>> Begin

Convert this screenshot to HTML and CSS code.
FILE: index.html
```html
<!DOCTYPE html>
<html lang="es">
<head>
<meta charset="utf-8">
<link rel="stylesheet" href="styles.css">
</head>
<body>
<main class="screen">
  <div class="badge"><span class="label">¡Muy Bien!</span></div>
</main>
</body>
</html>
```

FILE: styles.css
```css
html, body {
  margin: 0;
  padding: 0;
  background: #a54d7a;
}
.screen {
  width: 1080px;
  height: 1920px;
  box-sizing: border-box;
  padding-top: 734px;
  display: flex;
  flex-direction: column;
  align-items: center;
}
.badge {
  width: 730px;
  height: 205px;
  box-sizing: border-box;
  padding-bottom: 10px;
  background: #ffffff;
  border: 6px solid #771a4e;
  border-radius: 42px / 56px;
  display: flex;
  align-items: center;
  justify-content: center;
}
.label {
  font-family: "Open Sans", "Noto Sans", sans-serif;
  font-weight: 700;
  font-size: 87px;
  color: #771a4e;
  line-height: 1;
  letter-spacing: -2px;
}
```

>> End
>> Begin

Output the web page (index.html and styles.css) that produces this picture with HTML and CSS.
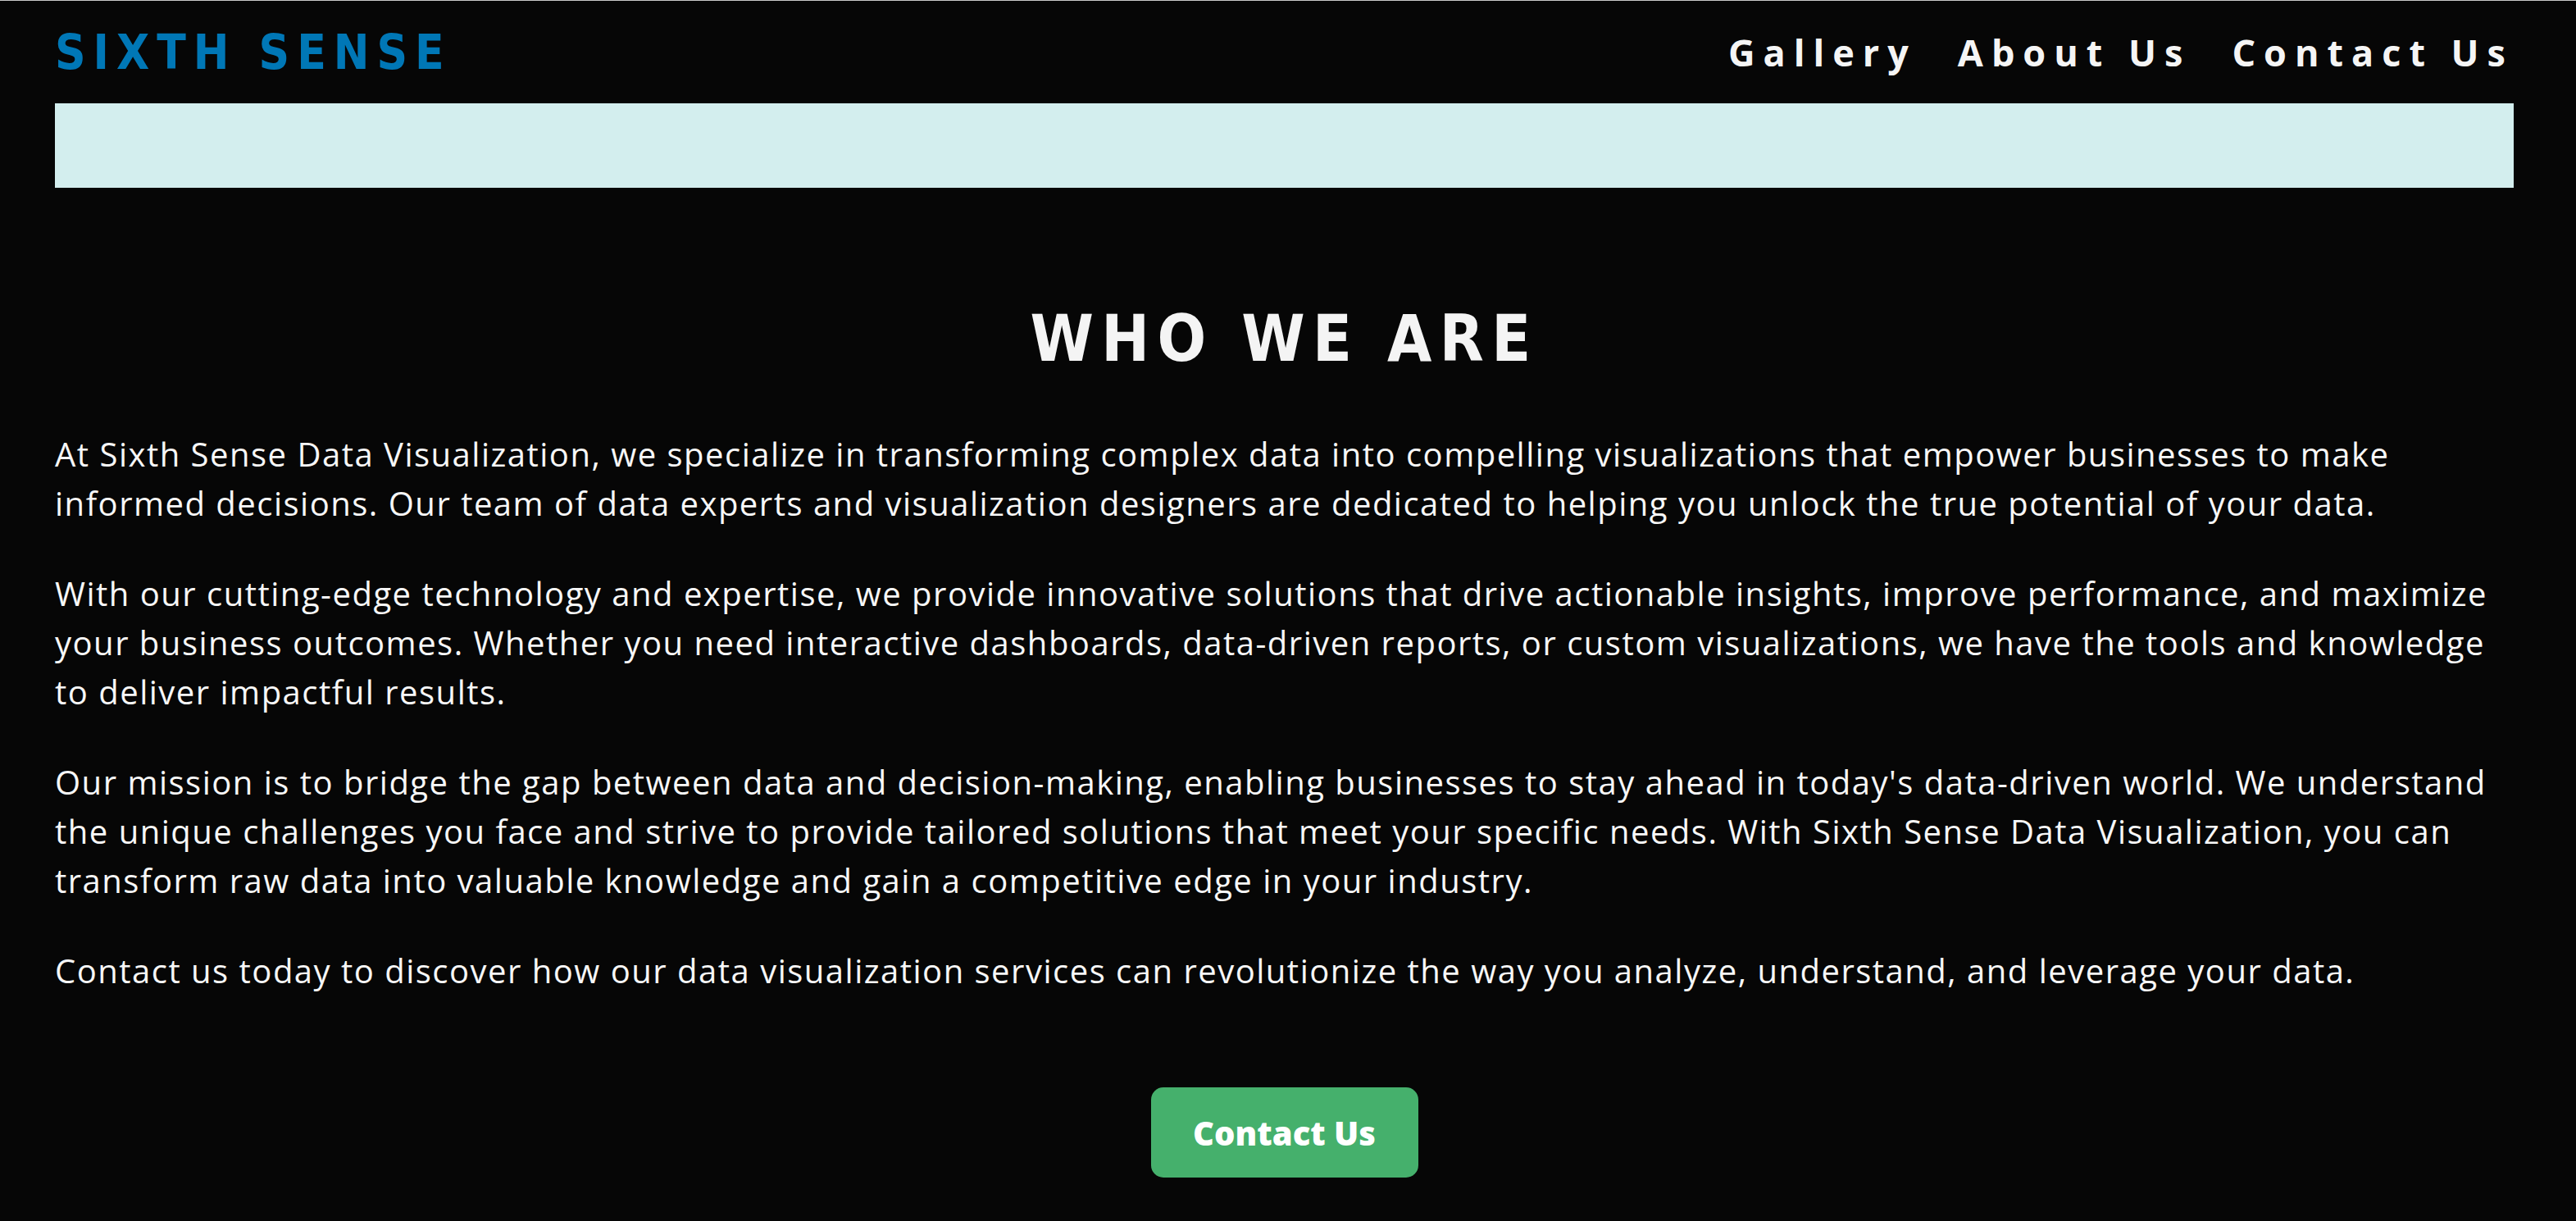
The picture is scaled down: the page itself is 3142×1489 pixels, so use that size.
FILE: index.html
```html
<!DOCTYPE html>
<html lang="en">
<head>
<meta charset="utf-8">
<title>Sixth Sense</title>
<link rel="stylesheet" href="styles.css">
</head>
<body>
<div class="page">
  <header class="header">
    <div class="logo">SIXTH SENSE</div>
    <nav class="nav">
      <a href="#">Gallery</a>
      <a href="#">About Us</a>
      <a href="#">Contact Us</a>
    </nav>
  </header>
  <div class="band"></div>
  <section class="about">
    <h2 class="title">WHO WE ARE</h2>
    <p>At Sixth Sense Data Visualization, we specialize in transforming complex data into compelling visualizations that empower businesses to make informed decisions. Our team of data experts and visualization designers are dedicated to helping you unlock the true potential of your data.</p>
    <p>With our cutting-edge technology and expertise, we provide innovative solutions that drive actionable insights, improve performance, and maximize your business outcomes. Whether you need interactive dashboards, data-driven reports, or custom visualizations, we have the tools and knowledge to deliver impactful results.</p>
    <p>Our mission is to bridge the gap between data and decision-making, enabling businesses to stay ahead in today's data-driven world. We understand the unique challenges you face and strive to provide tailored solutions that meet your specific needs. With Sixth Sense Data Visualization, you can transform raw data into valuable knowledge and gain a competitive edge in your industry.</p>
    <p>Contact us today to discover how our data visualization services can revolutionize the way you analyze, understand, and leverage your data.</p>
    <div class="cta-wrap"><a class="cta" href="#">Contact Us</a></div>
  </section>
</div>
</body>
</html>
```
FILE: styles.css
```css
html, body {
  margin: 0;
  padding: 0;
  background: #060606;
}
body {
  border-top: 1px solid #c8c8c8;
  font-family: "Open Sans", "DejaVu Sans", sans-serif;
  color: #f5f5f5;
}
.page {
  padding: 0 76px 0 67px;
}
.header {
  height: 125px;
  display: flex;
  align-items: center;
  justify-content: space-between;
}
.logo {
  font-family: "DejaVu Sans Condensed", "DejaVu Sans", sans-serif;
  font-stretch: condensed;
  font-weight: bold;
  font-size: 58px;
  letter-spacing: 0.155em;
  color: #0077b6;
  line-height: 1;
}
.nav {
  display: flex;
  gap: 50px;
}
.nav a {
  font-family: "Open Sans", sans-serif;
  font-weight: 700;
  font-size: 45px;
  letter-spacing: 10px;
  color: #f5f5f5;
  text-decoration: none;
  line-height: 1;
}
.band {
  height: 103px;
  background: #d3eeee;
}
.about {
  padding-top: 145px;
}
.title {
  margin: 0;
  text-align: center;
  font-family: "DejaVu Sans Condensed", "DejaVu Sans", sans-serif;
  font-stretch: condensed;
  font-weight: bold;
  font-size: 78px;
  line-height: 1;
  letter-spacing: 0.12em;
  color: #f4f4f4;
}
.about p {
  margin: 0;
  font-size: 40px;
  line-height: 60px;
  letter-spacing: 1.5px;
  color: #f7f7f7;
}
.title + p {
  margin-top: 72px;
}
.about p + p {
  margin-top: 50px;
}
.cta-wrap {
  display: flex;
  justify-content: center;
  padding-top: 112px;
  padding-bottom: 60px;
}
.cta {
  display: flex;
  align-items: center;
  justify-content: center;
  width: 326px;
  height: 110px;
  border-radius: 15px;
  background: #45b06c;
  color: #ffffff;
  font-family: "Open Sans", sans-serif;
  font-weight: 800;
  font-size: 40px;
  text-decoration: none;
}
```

>> End

* [STATED PROBLEM] Report the number of lines that contain "this", with no other words.

* [TASK OUTPUT] 2